Cuando en 2010 Fiona Shaw presentó su dramatización de La tierra baldía, la crítica de The Guardian escribió que aquello recordaba a Sarah Kane. No es una comparación caprichosa dado que, como explica Viorica Patea en su introducción a una de las obras del Teatro completo de T. S. Eliot, que ahora presenta Visor, “los primeros poemas de Eliot (1888-1965) (…) pueden ser interpretados como fragmentos de una obra teatral que reflejara el escenario interior de los muchos registros de la psique”.
Dicho de otro modo: Eliot era teatral incluso cuando escribía poesía, y por tanto su encuentro con la escritura dramática resultaba inevitable. El fruto de ese cruce puede apreciarse en el interesantísimo volumen de Visor, sin duda el mayor esfuerzo editorial que se ha hecho en nuestro país para colocar en su sitio teatral al autor de los Cuatro cuartetos.
Que Eliot escribió para la escena era sabido; conocíamos aquella lejana traducción de El cóctel en el Teatro inglés contemporáneo de la editorial Aguilar, así como las diversas ediciones de Asesinato en la catedral disponibles en nuestro idioma.
Pero lo que hay en estas páginas no es un coqueteo superficial y en última instancia irrelevante con el drama, sino material suficiente como para incluir al poeta de pleno derecho entre los autores teatrales importantes de su época.
El teatro de Eliot es raro. Recordemos que lo que entonces triunfaba en la escena británica eran las comedias brillantes y venenosas de Noel Coward o los dramas sublimes de Terence Rattigan. Su inspiración dramatúrgica proviene del teatro medieval y de las tragedias griegas. Huyendo del naturalismo, sus personajes se expresan en un verso irregular y en monólogos misteriosos que por una parte nos llevan al pasado pero por otro nos proyectan hacia el teatro más moderno.
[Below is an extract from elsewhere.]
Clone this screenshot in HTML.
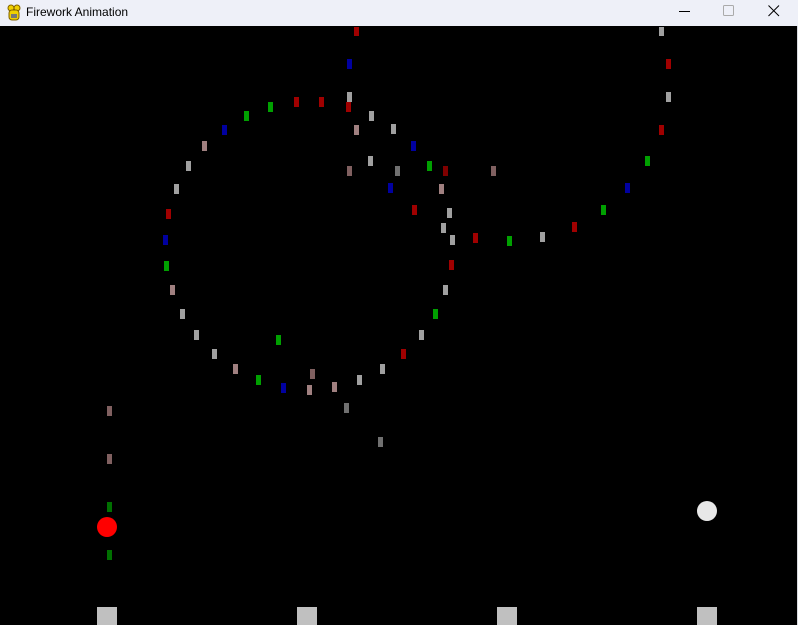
<!DOCTYPE html>
<html><head><meta charset="utf-8"><style>
*{margin:0;padding:0;box-sizing:border-box}
body{width:798px;height:625px;overflow:hidden;background:#000;position:relative;font-family:"Segoe UI","Liberation Sans",sans-serif}
#tb{position:absolute;left:0;top:0;width:798px;height:26px;background:#eef0f8}
#tb .t{position:absolute;left:26px;top:5px;font-size:12px;color:#000}
#cv{position:absolute;left:0;top:26px;width:797px;height:599px;background:#000}
#edge{position:absolute;left:797px;top:26px;width:1px;height:599px;background:#d8dae0}
p{position:absolute;width:5px;height:10px}
.r{background:#a00000}.g{background:#00a000}.b{background:#0000a0}.y{background:#a0a0a0}.k{background:#a08080}.d{background:#707070}.m{background:#806060}
.sq{position:absolute;top:607px;width:20px;height:18px;background:#c0c0c0}
</style></head><body>
<div id="tb">
<svg style="position:absolute;left:6px;top:4px" width="16" height="18" viewBox="0 0 16 18"><circle cx="5" cy="4" r="3" fill="#f0d000" stroke="#806000" stroke-width="1"/><circle cx="11" cy="4" r="3" fill="#f0d000" stroke="#806000" stroke-width="1"/><rect x="3" y="6" width="10" height="10" rx="3" fill="#f0d000" stroke="#806000"/><rect x="5" y="10" width="6" height="4" fill="#777"/></svg>
<span class="t">Firework Animation</span>
<svg style="position:absolute;left:679px;top:5px" width="12" height="12"><line x1="0" y1="6.5" x2="11" y2="6.5" stroke="#000"/></svg>
<svg style="position:absolute;left:723px;top:5px" width="12" height="12"><rect x="0.5" y="0.5" width="10" height="10" rx="1" fill="none" stroke="#aaa"/></svg>
<svg style="position:absolute;left:768px;top:5px" width="12" height="12"><path d="M0.5 0.5L11 11M11 0.5L0.5 11" stroke="#000"/></svg>
</div>
<div id="cv"></div><div id="edge"></div>
<p class="r" style="left:354px;top:27px;height:9px"></p>
<p class="b" style="left:347px;top:59px"></p>
<p class="y" style="left:347px;top:92px"></p>
<p class="r" style="left:346px;top:102px"></p>
<p class="r" style="left:319px;top:97px"></p>
<p class="r" style="left:294px;top:97px"></p>
<p class="g" style="left:268px;top:102px"></p>
<p class="g" style="left:244px;top:111px"></p>
<p class="b" style="left:222px;top:125px"></p>
<p class="k" style="left:202px;top:141px"></p>
<p class="y" style="left:186px;top:161px"></p>
<p class="y" style="left:174px;top:184px"></p>
<p class="r" style="left:166px;top:209px"></p>
<p class="b" style="left:163px;top:235px"></p>
<p class="g" style="left:164px;top:261px"></p>
<p class="k" style="left:170px;top:285px"></p>
<p class="y" style="left:180px;top:309px"></p>
<p class="y" style="left:194px;top:330px"></p>
<p class="y" style="left:212px;top:349px"></p>
<p class="k" style="left:233px;top:364px"></p>
<p class="g" style="left:256px;top:375px"></p>
<p class="b" style="left:281px;top:383px"></p>
<p class="k" style="left:307px;top:385px"></p>
<p class="m" style="left:310px;top:369px"></p>
<p class="k" style="left:332px;top:382px"></p>
<p class="y" style="left:357px;top:375px"></p>
<p class="y" style="left:380px;top:364px"></p>
<p class="r" style="left:401px;top:349px"></p>
<p class="y" style="left:419px;top:330px"></p>
<p class="g" style="left:433px;top:309px"></p>
<p class="y" style="left:443px;top:285px"></p>
<p class="r" style="left:449px;top:260px"></p>
<p class="y" style="left:450px;top:235px"></p>
<p class="y" style="left:441px;top:223px"></p>
<p class="y" style="left:447px;top:208px"></p>
<p class="r" style="left:412px;top:205px"></p>
<p class="k" style="left:439px;top:184px"></p>
<p class="r" style="left:443px;top:166px;background:#800000"></p>
<p class="g" style="left:427px;top:161px"></p>
<p class="b" style="left:411px;top:141px"></p>
<p class="d" style="left:395px;top:166px"></p>
<p class="b" style="left:388px;top:183px"></p>
<p class="y" style="left:368px;top:156px"></p>
<p class="m" style="left:347px;top:166px"></p>
<p class="k" style="left:354px;top:125px"></p>
<p class="y" style="left:369px;top:111px"></p>
<p class="y" style="left:391px;top:124px"></p>
<p class="m" style="left:491px;top:166px"></p>
<p class="r" style="left:473px;top:233px"></p>
<p class="g" style="left:507px;top:236px"></p>
<p class="y" style="left:540px;top:232px"></p>
<p class="r" style="left:572px;top:222px"></p>
<p class="g" style="left:601px;top:205px"></p>
<p class="b" style="left:625px;top:183px"></p>
<p class="g" style="left:645px;top:156px"></p>
<p class="r" style="left:659px;top:125px"></p>
<p class="y" style="left:666px;top:92px"></p>
<p class="r" style="left:666px;top:59px"></p>
<p class="y" style="left:659px;top:27px;height:9px"></p>
<p class="g" style="left:276px;top:335px"></p>
<p class="d" style="left:344px;top:403px"></p>
<p class="d" style="left:378px;top:437px"></p>
<p class="m" style="left:107px;top:406px"></p>
<p class="m" style="left:107px;top:454px"></p>
<p class="g" style="left:107px;top:502px;background:#007000"></p>
<p class="g" style="left:107px;top:550px;background:#007000"></p>
<div style="position:absolute;left:97px;top:517px;width:20px;height:20px;border-radius:50%;background:#ff0000"></div>
<div style="position:absolute;left:697px;top:501px;width:20px;height:20px;border-radius:50%;background:#e8e8e8"></div>
<div class="sq" style="left:97px"></div>
<div class="sq" style="left:297px"></div>
<div class="sq" style="left:497px"></div>
<div class="sq" style="left:697px"></div>
</body></html>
El tema esencial de sus obras es la resacralización del mundo, lo cual no debería extrañarnos en el autor que recuperó el mito del Grial para la poesía moderna
El tema esencial de sus obras es el de la resacralización del mundo, lo cual no debería extrañarnos en el autor que recuperó el mito del Grial para la poesía moderna. En La piedra, que es un puro auto sacramental, asistimos a la construcción de una iglesia a lo largo del tiempo y del espacio. En Asesinato en la catedral se nos detalla el sacrílego asesinato de Tomás Becket en Canterbury. En Reunión familiar, un hombre que se considera responsable de la muerte de su esposa regresa al hogar familiar en busca de expiación.
Incluso en El cóctel, que empieza como una comedia sofisticada a lo Coward, la historia se desvía enseguida de forma insólita hacia la crisis espiritual, mientras que en El secretario particular y Un político venerable, que parecen transitar por el mundo de Oscar Wilde, sucede lo mismo.
Si hay que buscar algo remotamente parecido a esto, me parece que sólo lo encontraríamos en la obra de Paul Claudel, que, siendo un autor tan radicalmente diferente en tantos aspectos, es también poeta y autor de un teatro místico donde la belleza extrema del lenguaje importa más que la trama argumental. A ver qué hacemos ahora, en plena resaca posmoderna, con las obras de este libro. Como dice uno de los personajes de El cóctel, “es algo muy serio resucitar a alguien de entre los muertos”.